Thursday 6 November 2008

Hisham Matar on Dhafer Youssef

Booker Prize-shortlisted author Hisham Matar ('In the Country of Men') has written a very thoughtful piece in the New Statesman about Dhaffer Youssef, with whom we are performing in the London Jazz Festival on 14 November. He concludes: 'Unlike, for example, the Arabic novel, which apart from very few exceptions is struggling to gain the attention its literary heritage promises, Arabic music like Youssef's seems to have found ways to remain vital and ambitious, relevant, and engaged.' I also like his attempt to unravel the confusion caused by the description 'world music': 'The problem seems to be with the word 'world'; as an adjective it has come to mean a sort of anthropological, homogenised muddle, and so does little to reflect the careful, earnest engagements of artists such as Dhaffer Youssef.' Read the full article!

Tuesday 4 November 2008

Germaine Greer on the viola

Britten Sinfonia board member Germaine Greer has written in the Guardian on the viola.

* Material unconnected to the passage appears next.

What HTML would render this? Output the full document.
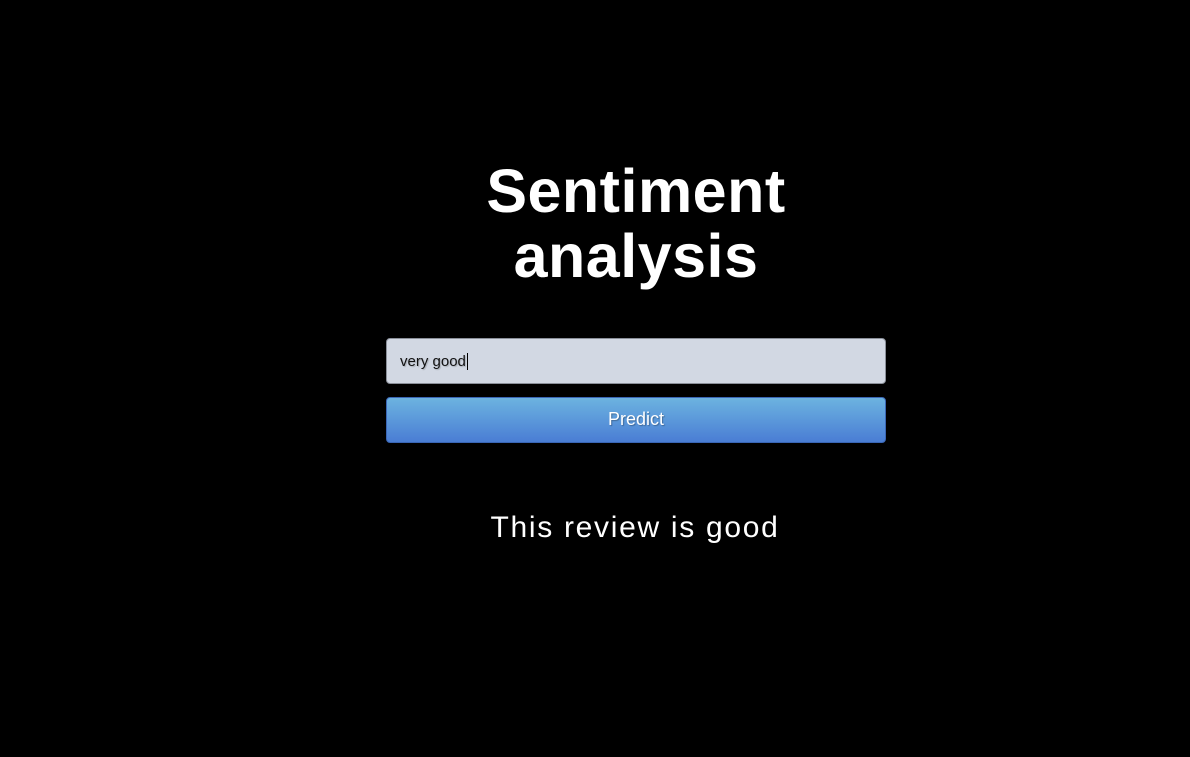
<!DOCTYPE html>
<html><head><style>
html,body{margin:0;background:#000;width:1190px;height:757px;overflow:hidden;font-family:"Liberation Sans",Arial,sans-serif;}
h1{position:absolute;left:386px;width:500px;top:159px;margin:0;text-align:center;color:#fff;font-size:61px;font-weight:bold;line-height:65px;letter-spacing:0.5px;}
.inp{position:absolute;left:386px;top:338px;width:500px;height:46px;border:1px solid #8a8f99;border-radius:4px;background:#d2d8e3;box-sizing:border-box;font-size:15px;line-height:45px;padding-left:13px;color:#111;text-shadow:1px 1px 1px rgba(0,0,0,.2);}
.btn{position:absolute;left:386px;top:397px;width:500px;height:46px;border:1px solid #3a66b5;border-radius:4px;background:linear-gradient(#6cb3e0,#4a7dd4);box-sizing:border-box;color:#fff;font-size:18px;line-height:43px;text-align:center;text-shadow:1px 1px 1px rgba(0,0,0,.3);}
.res{position:absolute;left:386px;width:498px;top:511px;text-align:center;color:#fff;font-size:30px;letter-spacing:1.7px;}
</style></head><body>
<h1>Sentiment<br>analysis</h1>
<div class="inp">very good<span style="border-left:1px solid #000;margin-left:1px"></span></div>
<div class="btn">Predict</div>
<div class="res">This review is good</div>
</body></html>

You might have heard some of the jokes before, but she makes a convincing case about the instrument's historical roots.

Monday 3 November 2008

Performance on 3: tonight

Our Night Music project will be broadcast tonight on BBC Radio 3 at 19.00 in Performance on 3. Presented by Tom Service, it was recorded at the Queen Elizabeth Hall last Monday, with music by Stravinsky, Birtwistle, Handel, Britten and John Woolrich. You can still read the programme notes and follow the texts on our website. Mark Padmore and Maxim Rysanov are the soloists.